10. Common Mistakes and How to Avoid Them

1. Ignoring cure loss: Beginners often forget this, leading to underweight bars and relabeling costs.
2. Guessing SAP values: Always use documented values from an oil supplier’s COA. The calculator’s presets are safe averages, but if you have precise data, enter that manually by adjusting the dropdown to the closest or building a spreadsheet for unique blends.
3. Not recalibrating water ratios: Humidity swings require adjustments. Monitor ambient humidity and adjust the cure loss percent accordingly.
4. Skipping recordkeeping: Without a record of weights and temperatures, repeating a successful batch is impossible.

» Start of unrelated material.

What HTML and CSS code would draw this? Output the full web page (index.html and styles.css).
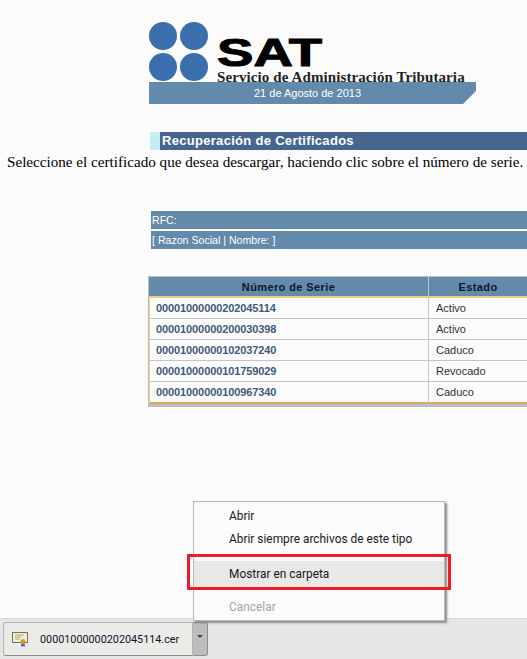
FILE: index.html
```html
<!DOCTYPE html>
<html lang="es">
  <head>
    <meta charset="utf-8">
    <meta name="viewport" content="width=device-width">
    <title>Recuperación de Certificados</title>
    <link rel="stylesheet" href="styles.css">
  </head>
  <body>
  <div class="page">
    <div class="header">
      <div class="logo">
        <div class="circles">
          <span></span><span></span><span></span><span></span>
        </div>
        <div class="logoText">
          <div class="sat">SAT</div>
          <div class="sat2">Servicio de Administración Tributaria</div>
        </div>
      </div>
      <div class="dateBar">21 de Agosto de 2013</div>
    </div>

    <h1 class="title"><span>Recuperación de Certificados</span></h1>
    <p class="intro">Seleccione el certificado que desea descargar, haciendo clic sobre el número de serie.</p>

    <div class="infoBar">RFC:</div>
    <div class="infoBar">[ Razon Social | Nombre: ]</div>

    <table class="certs">
      <thead>
        <tr><th class="colSerie">Número de Serie</th><th>Estado</th></tr>
      </thead>
      <tbody>
        <tr><td class="serie">00001000000202045114</td><td>Activo</td></tr>
        <tr><td class="serie">00001000000200030398</td><td>Activo</td></tr>
        <tr><td class="serie">00001000000102037240</td><td>Caduco</td></tr>
        <tr><td class="serie">00001000000101759029</td><td>Revocado</td></tr>
        <tr><td class="serie">00001000000100967340</td><td>Caduco</td></tr>
      </tbody>
    </table>
  </div>

  <div class="downloads">
    <div class="dlItem">
      <svg class="certIcon" width="16" height="15" viewBox="0 0 16 15" xmlns="http://www.w3.org/2000/svg">
        <rect x="0.5" y="0.5" width="15" height="10" fill="#F6EFD8" stroke="#77705A"/>
        <path d="M3 3h9M3 5h6M3 7h5" stroke="#B0A47C" fill="none"/>
        <path d="M9.5 10l-.5 5 1.5-1 .5 1 .5-1 1.5 1-.5-5z" fill="#3D6FC0"/>
        <circle cx="11" cy="9.5" r="2.5" fill="#E0982C"/>
      </svg>
      <span class="dlName">00001000000202045114.cer</span>
    </div>
    <div class="dlArrow"></div>
  </div>

  <div class="contextMenu">
    <div class="menuItem">Abrir</div>
    <div class="menuItem">Abrir siempre archivos de este tipo</div>
    <div class="menuSep"></div>
    <div class="menuItem active">Mostrar en carpeta</div>
    <div class="menuSep short"></div>
    <div class="menuItem disabled">Cancelar</div>
  </div>
  <div class="redBox"></div>
  </body>
</html>
```

FILE: styles.css
```css
html, body {
  height: 100%;
}
body {
  margin: 0;
  height: 659px;
  overflow: hidden;
  position: relative;
  display: flex;
  flex-direction: column;
  background-color: #FBFBFB;
  font-family: "Liberation Sans", Arial, sans-serif;
}
.page {
  flex: 1;
  min-height: 0;
  overflow: hidden;
}

/* Logo */
.header {
  margin: 22px 0 0 149px;
  width: 327px;
}
.logo {
  display: flex;
  height: 60px;
  overflow: hidden;
}
.circles {
  display: grid;
  grid-template-columns: 28px 28px;
  grid-auto-rows: 28px;
  gap: 3px;
}
.circles span {
  border-radius: 50%;
  background-color: #3B6EAC;
}
.logoText {
  margin-left: 9px;
  padding-top: 13px;
}
.sat {
  width: 78px;
  height: 36px;
  font-size: 39px;
  line-height: 36px;
  font-weight: bold;
  color: #000000;
  -webkit-text-stroke: 1px #000000;
  transform: scaleX(1.4);
  transform-origin: left center;
}
.sat2 {
  font-family: "Liberation Serif", serif;
  font-size: 15px;
  line-height: 12px;
  letter-spacing: 0.1px;
  font-weight: bold;
  color: #222222;
  white-space: nowrap;
}
.dateBar {
  height: 22px;
  padding-right: 10px;
  box-sizing: border-box;
  text-align: center;
  font-size: 11px;
  line-height: 22px;
  color: #FFFFFF;
  background-color: #6389AB;
  clip-path: polygon(0 0, 100% 0, 100% 9px, 314px 100%, 0 100%);
}

/* Title */
.title {
  margin: 28px 0 0 150px;
  height: 18px;
  border-left: 10px solid #C6EDF5;
  background-color: #46668F;
  font-size: 13px;
  line-height: 18px;
  letter-spacing: 0.3px;
  font-weight: bold;
  color: #FFFFFF;
}
.title span {
  margin-left: 2px;
}
.intro {
  margin: 2px 0 0 7px;
  font-family: "Liberation Serif", serif;
  font-size: 15.15px;
  line-height: 19px;
  white-space: nowrap;
  color: #000000;
}

/* RFC */
.intro + .infoBar {
  margin-top: 40px;
}
.infoBar {
  margin: 2px 0 0 151px;
  height: 18px;
  padding-left: 1px;
  font-size: 10.6px;
  line-height: 18px;
  color: #FFFFFF;
  background-color: #6389AB;
}

/* Table */
.certs {
  margin: 27px 0 0 148px;
  width: 379px;
  border-collapse: separate;
  border-spacing: 0;
  table-layout: fixed;
  border-top: 1px solid #BDBDC2;
  border-left: 1px solid #BDBDC2;
  border-bottom: 3px solid #BDBDBD;
  font-size: 11px;
}
.certs th {
  height: 19px;
  padding: 0;
  background-color: #6389AB;
  color: #0C1A2B;
  letter-spacing: 0.4px;
  font-weight: bold;
  border-bottom: 2px solid #F0CB85;
}
.certs th.colSerie {
  width: 279px;
  border-right: 1px solid #C4C4CC;
}
.certs td {
  height: 20px;
  padding: 0 0 0 7px;
  border-bottom: 1px solid #C4C4CC;
  color: #333333;
}
.certs td.serie {
  padding-left: 6px;
  letter-spacing: -0.1px;
  font-weight: bold;
  color: #3F5A7C;
  border-right: 1px solid #C4C4CC;
  border-left: 1px solid #F0CB85;
}
.certs tbody tr:last-child td {
  border-bottom: 2px solid #DBA95F;
}

/* Download bar */
.downloads {
  flex: none;
  height: 41px;
  padding: 3px 0 3px 3px;
  box-sizing: border-box;
  display: flex;
  background-color: #E6E6E4;
  border-top: 1px solid #D8D8D6;
}
.dlItem {
  width: 190px;
  box-sizing: border-box;
  display: flex;
  align-items: center;
  padding-left: 8px;
  gap: 12px;
  background-color: #EBEBE8;
  border: 1px solid #B4B4B4;
  border-bottom-color: #8C8C8C;
  border-radius: 3px 0 0 3px;
}
.dlName {
  font-family: Roboto, sans-serif;
  font-size: 10.8px;
  color: #12122A;
}
.dlArrow {
  width: 14px;
  position: relative;
  background-color: #BDBDBD;
  border: 1px solid #8C8C8C;
  border-left: none;
  border-radius: 0 3px 3px 0;
}
.dlArrow:after {
  content: "";
  position: absolute;
  left: 4px;
  top: 12px;
  border-top: 3px solid #444444;
  border-left: 3px solid transparent;
  border-right: 3px solid transparent;
}

/* Context menu */
.contextMenu {
  position: absolute;
  left: 193px;
  top: 501px;
  width: 252px;
  height: 120px;
  box-sizing: border-box;
  padding-top: 3px;
  background-color: #FBFBFB;
  border: 1px solid #B9B9B9;
  box-shadow: 2px 2px 2px #8A8A8A;
  font-family: Roboto, sans-serif;
  font-size: 11.9px;
}
.menuItem {
  height: 23px;
  line-height: 23px;
  padding-left: 35px;
  color: #1A1A1A;
}
.menuSep {
  height: 10px;
}
.menuSep.short {
  height: 9px;
}
.menuItem.active {
  height: 26px;
  line-height: 26px;
  background-color: #E8E9E6;
  color: #1F1226;
}
.menuItem.disabled {
  color: #A5A5A5;
}
.redBox {
  position: absolute;
  left: 187px;
  top: 554px;
  width: 264px;
  height: 36px;
  box-sizing: border-box;
  border: 3px solid #EE1C25;
}
```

11. Integrating Digital Tools

Use our calculator for quick estimates, then transfer the values to your manufacturing journal. Pair it with inventory software to automatically deduct oils and lye. For more complex operations, connect to a weighing scale that streams data to your laptop. This reduces transcription errors and keeps you aligned with Good Manufacturing Practices.

12. Sustainability Considerations

Water savings and energy management are integral to premium soapmaking. According to U.S. Environmental Protection Agency benchmarks, heating water for artisanal production can account for 15 percent of a microfactory’s utility bill. Using a tighter water ratio can decrease heating energy. Another strategy is to melt hard oils in insulated kettles to minimize reheat cycles. The calculations you perform also influence waste: precise batching means fewer leftovers and less soap rebatched due to weighing mistakes.

Finally, donate trims or test bars to community shelters or compost them if formulations are biodegradable. Calculate leftover weight as a percentage of total production to continually improve efficiency. When your numbers show consistent accuracy, you can justify scaling and even obtaining cosmetic manufacturing certification.